Author  Beth Kephart blogged:  “As one who teaches as well, who writes about words, who sometimes writes her own stories, I felt so aligned with Dani as I read that I’m afraid I sometimes spoke out loud while reading. I loved many passages. Let me share just one. It’s the sort of advice I’ve tried to share with many writers throughout the years. But Dani says it better:

‘There’s nothing wrong with ambition. We all want to win Guggenheims and live and write in the south of France, or some version thereof—don’t we? But this can’t be the goal. If we are thinking of our work as a ticket to a life of literary glamour, we really ought to consider doing something else.’

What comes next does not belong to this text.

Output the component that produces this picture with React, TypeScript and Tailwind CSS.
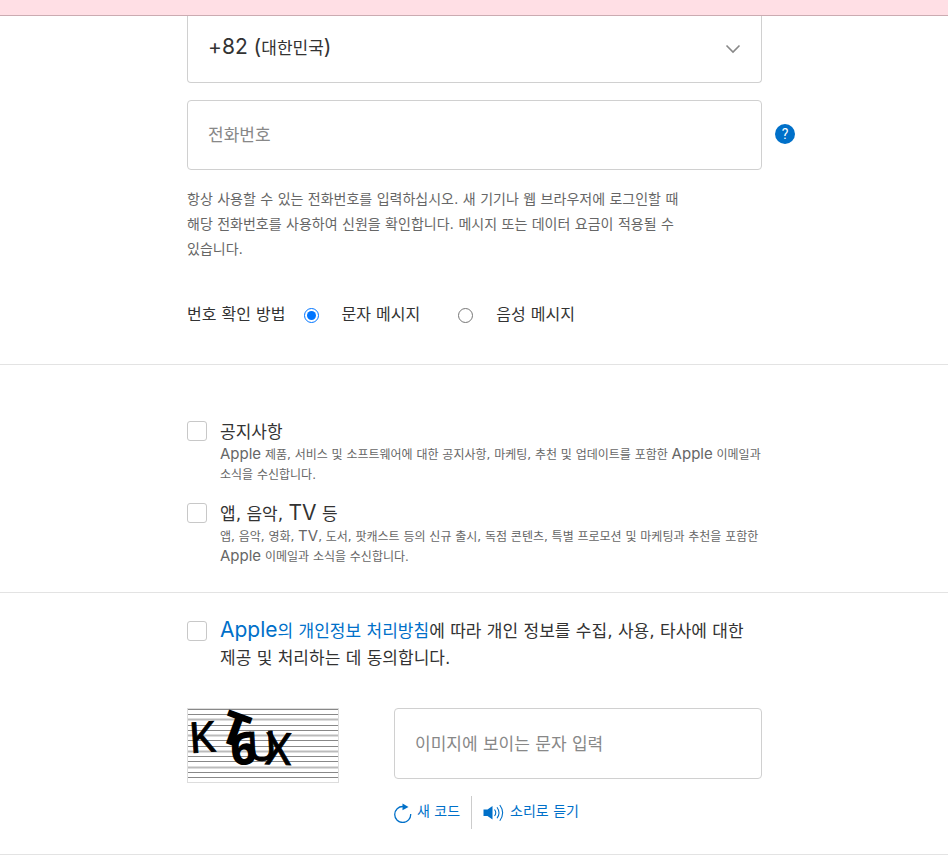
import type { ReactNode } from "react";
import { useState } from "react";
import { clsx } from "clsx";

const countries = [{ code: "+82", name: "대한민국" }];

const verifyMethods = [
	{ id: "sms", label: "문자 메시지" },
	{ id: "voice", label: "음성 메시지" },
];

function Latin({ children }: { children: ReactNode }) {
	return (
		<span className="font-['Inter',sans-serif] text-[21px] leading-none">
			{children}
		</span>
	);
}

function SmallLatin({ children }: { children: ReactNode }) {
	return (
		<span className="font-['Inter',sans-serif] text-[15px] leading-none">
			{children}
		</span>
	);
}

function CheckRow({
	id,
	title,
	children,
	className,
}: {
	id: string;
	title: ReactNode;
	children: ReactNode;
	className?: string;
}) {
	return (
		<div className={clsx("flex items-start gap-[13px]", className)}>
			<Checkbox id={id} className="mt-px" />
			<div className="flex-1">
				<label htmlFor={id} className="block h-6 text-[17px] leading-6">
					{title}
				</label>
				<p className="mt-px text-xs leading-5 text-[#666]">{children}</p>
			</div>
		</div>
	);
}

function Checkbox({ id, className }: { id: string; className?: string }) {
	return (
		<input
			type="checkbox"
			id={id}
			className={clsx(
				"size-5 shrink-0 appearance-none rounded-[3px] border border-[#c8c8c8] bg-white",
				"checked:border-[#0070c9] checked:bg-[#0070c9]",
				className,
			)}
		/>
	);
}

function Captcha() {
	const lines = Array.from({ length: 14 }, (_, i) => i);
	return (
		<svg
			role="img"
			aria-label="보안 문자"
			viewBox="0 0 150 73"
			className="h-[75px] w-[152px] shrink-0 overflow-visible border border-[#ddd]"
		>
			{lines.map((i) => (
				<path
					key={i}
					d={`M0 ${Math.round(i * 5.23) + 0.5}H150`}
					stroke={i % 3 === 2 ? "#bbb" : "#888"}
					strokeWidth={i % 3 === 2 ? 2 : 1}
				/>
			))}
			<g fill="#000" fontFamily="'Noto Sans', sans-serif">
				<text transform="translate(2 44) rotate(-4)" fontSize="42" stroke="#000" strokeWidth="1">
					K
				</text>
				<text transform="translate(29 31) rotate(20)" fontSize="46" fontWeight="800">
					T
				</text>
				<text transform="translate(44 57) rotate(-6)" fontSize="45" fontWeight="800">
					6
				</text>
				<text transform="translate(60 52) rotate(-3)" fontSize="40" stroke="#000" strokeWidth="1">
					U
				</text>
				<text transform="translate(77 55) rotate(2)" fontSize="44" stroke="#000" strokeWidth="1">
					X
				</text>
			</g>
		</svg>
	);
}

function RefreshIcon() {
	return (
		<svg viewBox="0 0 18 20" className="mt-1 h-5 w-[18px]" aria-hidden="true">
			<path d="M9 3.5A8 8 0 1 0 16.7 11" fill="none" stroke="#0070c9" strokeWidth="1.3" />
			<path d="M8.5 0.5L14.5 4L8.5 7.2Z" fill="#0070c9" />
		</svg>
	);
}

function SpeakerIcon() {
	return (
		<svg viewBox="0 0 21 18" className="mt-1 h-[18px] w-[21px]" aria-hidden="true">
			<path d="M0.5 5.5H4.5L9.5 2V15.5L4.5 12H0.5Z" fill="#0070c9" />
			<g fill="none" stroke="#0070c9" strokeWidth="1.1">
				<path d="M11.5 5.5Q14 8.8 11.5 12" />
				<path d="M14 3.2Q18 8.8 14 14.3" />
				<path d="M16.8 1Q22.5 8.8 16.8 16.8" />
			</g>
		</svg>
	);
}

export default function App() {
	const [method, setMethod] = useState("sms");

	return (
		<div className="bg-white font-['DejaVu_Sans','Noto_Sans_CJK_KR',sans-serif] text-[#333]">
			<div className="h-4 border-b border-[#cbabb1] bg-[#ffdfe5]" />

			{/* Phone number */}
			<section className="border-b border-[#e3e3e3] pb-[37px]">
				<div className="mx-auto max-w-xl pl-px">
					<div className="relative flex h-[67px] items-center justify-between rounded-b border border-t-0 border-[#d0d0d0] px-5">
						<span aria-hidden="true" className="pb-0.5 text-[17px] leading-6">
							<Latin>+82 (</Latin>대한민국<Latin>)</Latin>
						</span>
						<svg viewBox="0 0 16 10" className="h-2.5 w-4" aria-hidden="true">
							<path d="M1.5 1.5L8 8L14.5 1.5" fill="none" stroke="#888" strokeWidth="1.6" />
						</svg>
						<select aria-label="국가 번호" className="absolute inset-0 opacity-0">
							{countries.map((country) => (
								<option key={country.code} value={country.code}>
									{country.code} ({country.name})
								</option>
							))}
						</select>
					</div>

					<div className="relative mt-[17px]">
						<input
							type="tel"
							aria-label="전화번호"
							placeholder="전화번호"
							className="block h-[70px] w-full rounded border border-[#d0d0d0] px-5 text-[17px] placeholder:text-[#888]"
						/>
						<button
							type="button"
							aria-label="도움말"
							className="absolute top-6 left-full ml-[13px] size-5 rounded-full bg-[#0070c9] text-center font-['Roboto',sans-serif] text-sm leading-5 text-white"
						>
							?
						</button>
					</div>

					<p className="mt-[17px] text-sm leading-[25px] text-[#666]">
						항상 사용할 수 있는 전화번호를 입력하십시오. 새 기기나 웹 브라우저에 로그인할 때
						<br />
						해당 전화번호를 사용하여 신원을 확인합니다. 메시지 또는 데이터 요금이 적용될 수
						<br />
						있습니다.
					</p>

					<fieldset className="mt-[41px] flex items-center text-base leading-6">
						<legend className="float-left mr-[18px]">번호 확인 방법</legend>
						{verifyMethods.map(({ id, label }) => (
							<label key={id} className="mr-[38px] flex items-center gap-[23px]">
								<input
									type="radio"
									name="verify"
									value={id}
									checked={method === id}
									onChange={() => setMethod(id)}
									className="size-[15px]"
								/>
								{label}
							</label>
						))}
					</fieldset>
				</div>
			</section>

			{/* Subscriptions */}
			<section className="border-b border-[#e3e3e3] pt-[55px] pb-[25px]">
				<div className="mx-auto max-w-xl pl-px">
					<CheckRow id="announcements" title="공지사항">
						<SmallLatin>Apple</SmallLatin> 제품, 서비스 및 소프트웨어에 대한 공지사항, 마케팅, 추천 및
						업데이트를 포함한 <SmallLatin>Apple</SmallLatin> 이메일과
						<br />
						소식을 수신합니다.
					</CheckRow>
					<CheckRow
						id="media"
						className="mt-[17px]"
						title={
							<>
								앱, 음악, <Latin>TV</Latin> 등
							</>
						}
					>
						앱, 음악, 영화, <SmallLatin>TV</SmallLatin>, 도서, 팟캐스트 등의 신규 출시, 독점 콘텐츠,
						특별 프로모션 및 마케팅과 추천을 포함한
						<br />
						<SmallLatin>Apple</SmallLatin> 이메일과 소식을 수신합니다.
					</CheckRow>
				</div>
			</section>

			{/* Agreement and captcha */}
			<section className="border-b border-[#e3e3e3] pt-[25px] pb-[25px]">
				<div className="mx-auto max-w-xl pl-px">
					<div className="flex items-start gap-[13px]">
						<Checkbox id="agree" className="mt-[3px]" />
						<label htmlFor="agree" className="flex-1 text-[17px] leading-[27px]">
							<a href="#privacy" className="text-[#0070c9]">
								<Latin>Apple</Latin>의 개인정보 처리방침
							</a>
							에 따라 개인 정보를 수집, 사용, 타사에 대한
							<br />
							제공 및 처리하는 데 동의합니다.
						</label>
					</div>

					<div className="mt-9 flex items-start gap-[55px]">
						<Captcha />
						<div className="min-w-0 flex-1">
							<input
								type="text"
								aria-label="이미지에 보이는 문자 입력"
								placeholder="이미지에 보이는 문자 입력"
								className="block h-[71px] w-full rounded border border-[#d0d0d0] px-5 text-[17px] placeholder:text-[#888]"
							/>
							<div className="mt-[17px] flex h-[33px] text-sm text-[#0070c9]">
								<button
									type="button"
									className="flex items-center gap-[5px] border-r border-[#ccc] pr-[11px] pb-1"
								>
									<RefreshIcon />새 코드
								</button>
								<button type="button" className="flex items-center gap-1.5 pb-1 pl-[11px]">
									<SpeakerIcon />
									소리로 듣기
								</button>
							</div>
						</div>
					</div>
				</div>
			</section>
		</div>
	);
}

Says NPR: Is there any job more tedious than being a writer? Dani Shapiro doesn’t think so. In this revelatory book — part memoir, part how-to — she demystifies the writing life once and for all. Here’s her typical day at the desk: “sit again, get up, comb my hair, sit again, stare at the screen, check e-mail, stand up…” Anger with reviews, disappointment with book sales, jealousy of other writers: all are chronicled, interspersed with the more quotidian difficulties of distraction, discipline and self-doubt. She also recounts her extraordinary, at times tumultuous life, including her Orthodox Jewish upbringing, the death of her parents, her collegiate affair with an older, married man and the nearly terminal illness of her son. For a human being, this material is tragic, but for a writer it’s gold. It’s the hot coal that fuels the slow-chugging machine. “I inch forward,” she tells us, “a sentence at a time. I read a few paragraphs back, then move forward only when I’m satisfied.” It’s a generational condition, handed down by Shapiro’s mother, who never was able to realize her own dream of being a writer.”

When is it available?

“Still Writing” is on the shelves at the Mark Twain branch of the Hartford Public Library.